The election was over, the specter of the economy looming ever larger, and Stephen Harper promised leadership in a time of crisis. And what does he do? In his promised fiscal update when the house resumed in November, the Conservatives and their finance minister Jim Flaherty delivered little in the economic department except for the sale of goverment assets amounting to $2.3 billion dollars. So we lose billions in public property, and we get a projected surplus of $100 million dollars. Now, I don't really know what the property included or what was significant about it, but I could have lived with the update if it had stopped there.

Instead, the Harper government chose to make a relatively minor cut to the public funding of political parties, saying something along the lines of the importance of political parties setting an example to the country in belt tightening. The facts here amounted to a saving of a paltry $22 million dollars by eliminating this subsidy to parties, with the Conservatives taking the biggest hit. This is because as the law stands now, for each vote a party gets in an election, provided it surpasses the minimum amount (which escapes me now), the party also gets $1.95. $1.95 per vote. Now, Harper says that this has never been a popular policy, presumably because political parties shouldn't have to rely on public funding, they should be able to stand on their own.

However what people fail to realize is that this subsidy makes each person's vote count for more. The policy encourages voting for the party you like, instead of the party you think is most likely to win, because even if your party isn't elected, if they get enough of the vote, they get funding that they can use to finance their next campaign. By making people's votes count for less, Harper is weakening the democratic process. And to throw this kind of measure in during an economic crisis makes it seem irresponsible and just plain uncalled for.

Not only is Harper weakening my vote, but he is also attacking other parties with the end to this subsidy. It's not common knowledge that current Conservative financing from donations is at an all-time high, whereas the fundraising machines of other parties have stalled. The Liberal party in particular is hurting, and other parties such as the Bloc Quebecois depend on the public subsidy for financial support. So percentage wise, this is going to chop into the Liberals, Bloc, and especially the Green Party far more than it will the Conservatives. In other words, saying that the Conservatives will be hurting the most after this is not the whole truth.

As I alluded to before, if you don't have money, you can't campaign nearly as effectively.
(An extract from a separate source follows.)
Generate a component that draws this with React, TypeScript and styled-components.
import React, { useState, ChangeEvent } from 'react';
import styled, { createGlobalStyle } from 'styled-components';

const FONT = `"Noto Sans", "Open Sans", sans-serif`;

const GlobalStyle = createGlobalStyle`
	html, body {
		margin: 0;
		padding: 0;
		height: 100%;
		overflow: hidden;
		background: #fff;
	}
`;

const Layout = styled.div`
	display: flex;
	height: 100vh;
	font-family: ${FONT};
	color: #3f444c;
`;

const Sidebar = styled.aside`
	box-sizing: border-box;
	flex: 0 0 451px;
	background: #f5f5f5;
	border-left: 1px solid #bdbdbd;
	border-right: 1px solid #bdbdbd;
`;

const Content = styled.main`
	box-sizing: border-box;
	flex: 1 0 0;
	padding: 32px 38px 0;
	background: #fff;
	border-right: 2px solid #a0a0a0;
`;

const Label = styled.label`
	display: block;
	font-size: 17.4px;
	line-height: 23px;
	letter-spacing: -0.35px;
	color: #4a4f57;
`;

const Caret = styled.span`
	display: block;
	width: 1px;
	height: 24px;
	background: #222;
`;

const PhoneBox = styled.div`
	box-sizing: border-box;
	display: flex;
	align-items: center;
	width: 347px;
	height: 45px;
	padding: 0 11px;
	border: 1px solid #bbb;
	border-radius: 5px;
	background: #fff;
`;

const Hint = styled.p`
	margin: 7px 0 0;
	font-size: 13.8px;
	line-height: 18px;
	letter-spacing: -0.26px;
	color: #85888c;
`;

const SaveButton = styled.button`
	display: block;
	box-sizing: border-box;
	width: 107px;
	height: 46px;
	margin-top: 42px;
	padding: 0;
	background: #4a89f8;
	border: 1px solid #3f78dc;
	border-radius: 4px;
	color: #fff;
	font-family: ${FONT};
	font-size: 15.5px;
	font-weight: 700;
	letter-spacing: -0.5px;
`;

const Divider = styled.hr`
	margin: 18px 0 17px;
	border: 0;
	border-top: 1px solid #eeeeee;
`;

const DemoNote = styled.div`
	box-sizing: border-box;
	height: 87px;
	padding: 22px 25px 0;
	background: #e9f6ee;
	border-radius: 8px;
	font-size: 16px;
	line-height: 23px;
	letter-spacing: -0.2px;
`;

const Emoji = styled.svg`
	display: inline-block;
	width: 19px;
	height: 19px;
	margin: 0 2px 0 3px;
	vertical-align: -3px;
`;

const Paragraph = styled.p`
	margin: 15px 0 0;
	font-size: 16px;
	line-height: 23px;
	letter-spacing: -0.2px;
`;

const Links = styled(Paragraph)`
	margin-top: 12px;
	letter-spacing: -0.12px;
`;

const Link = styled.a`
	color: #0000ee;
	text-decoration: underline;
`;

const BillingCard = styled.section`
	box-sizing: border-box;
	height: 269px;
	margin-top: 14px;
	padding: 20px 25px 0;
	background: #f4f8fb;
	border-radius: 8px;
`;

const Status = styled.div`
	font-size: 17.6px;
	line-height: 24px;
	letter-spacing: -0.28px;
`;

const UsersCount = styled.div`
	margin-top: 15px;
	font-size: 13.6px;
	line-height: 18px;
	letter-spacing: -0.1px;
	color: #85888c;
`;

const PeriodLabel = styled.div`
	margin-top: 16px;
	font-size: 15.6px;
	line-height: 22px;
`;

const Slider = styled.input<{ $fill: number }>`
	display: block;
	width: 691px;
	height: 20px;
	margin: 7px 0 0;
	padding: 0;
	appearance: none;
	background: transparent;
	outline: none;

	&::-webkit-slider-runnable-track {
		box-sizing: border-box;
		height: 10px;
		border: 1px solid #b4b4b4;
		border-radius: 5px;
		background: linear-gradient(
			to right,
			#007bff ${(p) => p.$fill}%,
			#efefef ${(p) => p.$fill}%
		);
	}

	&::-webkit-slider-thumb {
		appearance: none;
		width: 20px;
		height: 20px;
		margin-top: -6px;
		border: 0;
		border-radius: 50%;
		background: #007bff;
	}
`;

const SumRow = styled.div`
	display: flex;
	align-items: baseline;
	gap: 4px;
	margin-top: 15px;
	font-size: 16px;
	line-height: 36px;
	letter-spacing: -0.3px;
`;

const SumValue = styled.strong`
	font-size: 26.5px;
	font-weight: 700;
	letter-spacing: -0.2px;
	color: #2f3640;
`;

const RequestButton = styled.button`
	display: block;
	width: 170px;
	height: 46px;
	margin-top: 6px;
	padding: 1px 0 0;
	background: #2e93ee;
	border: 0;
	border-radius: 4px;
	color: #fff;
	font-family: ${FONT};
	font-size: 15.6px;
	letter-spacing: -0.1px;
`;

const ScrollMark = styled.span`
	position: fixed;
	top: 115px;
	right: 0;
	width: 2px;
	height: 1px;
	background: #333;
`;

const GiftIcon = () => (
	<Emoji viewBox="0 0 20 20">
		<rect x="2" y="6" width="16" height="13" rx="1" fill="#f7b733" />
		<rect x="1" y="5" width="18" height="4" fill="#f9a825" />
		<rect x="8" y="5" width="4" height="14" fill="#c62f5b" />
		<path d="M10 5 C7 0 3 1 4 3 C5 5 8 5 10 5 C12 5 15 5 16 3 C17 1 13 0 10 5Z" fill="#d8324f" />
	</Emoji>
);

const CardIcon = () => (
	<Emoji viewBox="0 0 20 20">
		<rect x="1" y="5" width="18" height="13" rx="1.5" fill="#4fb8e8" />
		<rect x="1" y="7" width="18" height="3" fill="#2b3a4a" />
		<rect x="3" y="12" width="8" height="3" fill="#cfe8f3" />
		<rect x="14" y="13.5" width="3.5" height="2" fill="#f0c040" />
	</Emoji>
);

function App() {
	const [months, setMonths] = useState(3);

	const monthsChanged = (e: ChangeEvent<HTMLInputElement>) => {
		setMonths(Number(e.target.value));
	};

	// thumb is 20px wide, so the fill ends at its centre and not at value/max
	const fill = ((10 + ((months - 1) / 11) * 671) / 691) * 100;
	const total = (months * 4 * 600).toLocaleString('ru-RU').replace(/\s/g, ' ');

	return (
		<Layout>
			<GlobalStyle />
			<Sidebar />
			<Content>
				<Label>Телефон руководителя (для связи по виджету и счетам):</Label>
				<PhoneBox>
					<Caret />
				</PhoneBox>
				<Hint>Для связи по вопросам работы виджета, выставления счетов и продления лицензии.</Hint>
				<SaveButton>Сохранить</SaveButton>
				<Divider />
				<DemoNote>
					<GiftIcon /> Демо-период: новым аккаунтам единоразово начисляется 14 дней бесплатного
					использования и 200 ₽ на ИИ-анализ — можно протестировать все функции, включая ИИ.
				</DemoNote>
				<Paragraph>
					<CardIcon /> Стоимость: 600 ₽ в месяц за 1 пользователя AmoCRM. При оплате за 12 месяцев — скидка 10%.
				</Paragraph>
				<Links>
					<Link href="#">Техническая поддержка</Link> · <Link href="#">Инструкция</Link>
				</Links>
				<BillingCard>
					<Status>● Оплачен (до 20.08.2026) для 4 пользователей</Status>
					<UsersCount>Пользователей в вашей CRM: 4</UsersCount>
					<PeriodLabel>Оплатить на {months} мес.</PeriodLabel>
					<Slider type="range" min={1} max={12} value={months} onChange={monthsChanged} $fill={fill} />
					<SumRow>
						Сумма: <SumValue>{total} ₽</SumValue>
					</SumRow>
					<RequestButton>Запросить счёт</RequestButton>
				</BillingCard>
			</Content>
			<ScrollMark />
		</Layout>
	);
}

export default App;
Now, I could personally care less if the seperatist party collapsed, but this tactic to make it happen is underhanded. It's opportunistic and ethically ambiguous. Attacking the opposition parties when he should be working with them (that's what you do in a minority parliament) to fix the economy is a bad decision not only ethically, but tactically too, seeing as he has paid dearly for his actions with an uproar of the opposition parties.

Enough about the $1.95 per vote subsidy. In his update, Harper also cut back the rights for public servants to strike for 3 years. Now I'm not exactly sure who this group includes, but this policy seems like it has even less to do with the economy, and shows a distrust of the Canadian people by the Conservative party. Until there is a clear need to remove the right for public employees to strike, it doesn't make sense to take that right away. If Harper doesn't trust public servants to keep working at their jobs at a time when they are worried about losing those jobs, then there is something seriously wrong with him and his party. The policy seems redundant and showing a lack of faith in the Canadian people.
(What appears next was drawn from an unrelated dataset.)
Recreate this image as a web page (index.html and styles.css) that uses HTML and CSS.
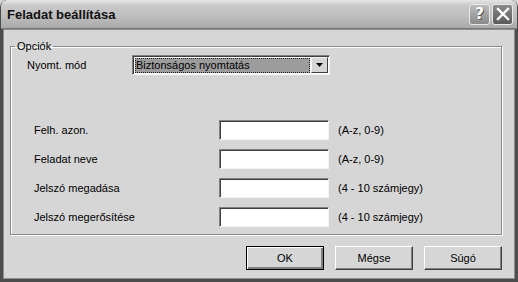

Finally, he has apparently attacked women's rights. I've skimmed through the economic and fiscal update that the Conservatives released for the details of exactly how women's rights are attacked, but because it was written by the government, it wasn't easy to find. Here's the link in case you have more free time than I do: http://www.fin.gc.ca/ec2008/Ec/ectoc-eng.html
Now I don't know how serious it is, but if it was mentioned as part of the reason that the whole nine yards were bad, it must have been in some way significant, otherwise there wouldn't have been a fuss in the first place.
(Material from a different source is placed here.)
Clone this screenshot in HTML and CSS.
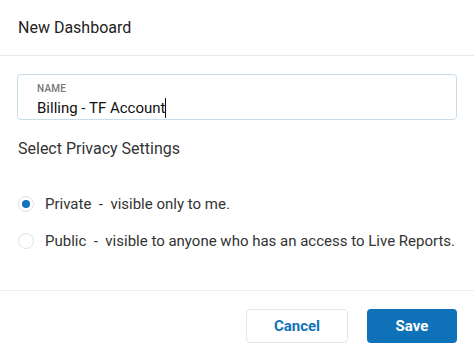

To sum up, Harper made some bad tactical errors in his economic and fiscal update that have come back quickly to bite him, targeting opposition parties, women's rights and worker's rights in a way that is uncalled for in a minority parliament when he should be working with others, not making enemies out of them. The opposition parties also slam him for not including an economic stimulus package in his mini budget, but it seems to me that this is the kind of thing that needs to be given a little bit more thought before it's put through, so I'm with the government on that count. But all in all, I'm disappointed and embarrassed that my government should choose to be so opportunistic in attack when they should be compromising to work with others in a time of crisis.

The opposition parties have made a bad situation worse. They're all guilty of perpetuating this mess we have now and freezing up the whole process of trying to fix the economic crisis by putting their own interests for power ahead of the interests of those that they were elected to represent. The opposition parties had so many other options for action when Flaherty delievered the update. They couldn't let it pass for reasons that I've made clear, but they didn't have simply up and walk away from the table singing hymns of a coalition government that would bring the conservatives to their knees. They should have pointed out the flaws, voted against it, and demand a renegotiation with an all-party committee that would work together to create a working fiscal update that would create economic stability instead of promoting political chaos.

The whole move towards a coalition by the opposition is nothing but a power trip, and at great cost. I don't know if Dion just wants a chance to become PM, or if Layton wants a chance to sit in cabinet, or if Duceppe wants to finally get Québec to separate from the rest of Canada, but I can find no reason in my mind that a Liberal-NDP government would be any better for Canada than the current conservative one. The country just spent $300 million dollars on an election, and it's too early to put the country into political crisis again.

These are grown adults who are supposed to be setting an example for the rest of the country. They have all the power here, and they need to use it wisely to serve the interests of this country, not to delay action on a crisis that could tear the country apart. Instead, they have chosen to arbitrarily decide that now is the time to take power.

And at what cost? The contingency of this alliance that give the Bloc Québecois the balance of power is a scary prospect. If the Liberal-NDP coalition is forced to implement bills and policies that further the sepratist goal, then we could be facing another referendum on Québec separation within the next two years. Essentially the opposition parties have put in charge of the whole country a party that wants to break it up. Bad move. I don't want to lose Québec. I have French heritage. I love the culture and art and language that contributes Canadian identity. I do not want to see La Belle province separate from Canada, not now, not ever.

In short, the opposition parties struck back far too hard at the faulty Conservative economic update. They abandoned attempts at negotiation, resorting instead to an underhanded power grab, all at the possible, yet extreme cost of losing Québec for good.

The result of this back and forth partisan war between the parties? Government has been taken hostage for another month and a half, and Canada will see no more leadership on the current fiscal crisis until parliament resumes in late January. I expect more of my leaders than petty bickering. The blame is on both sides. Harper may have started it, but Dion, Duceppe, and Layton have made it worse. These politicians should be champions of the people, examples for the rest of us to follow and look up to. Not names that should make us all hang our heads in shame.

The only thing that this chain of events has served to do is weaken my faith in politicians. They have given into that stereotype that all people elected to office are crooks. Their crime? Negligence of their country.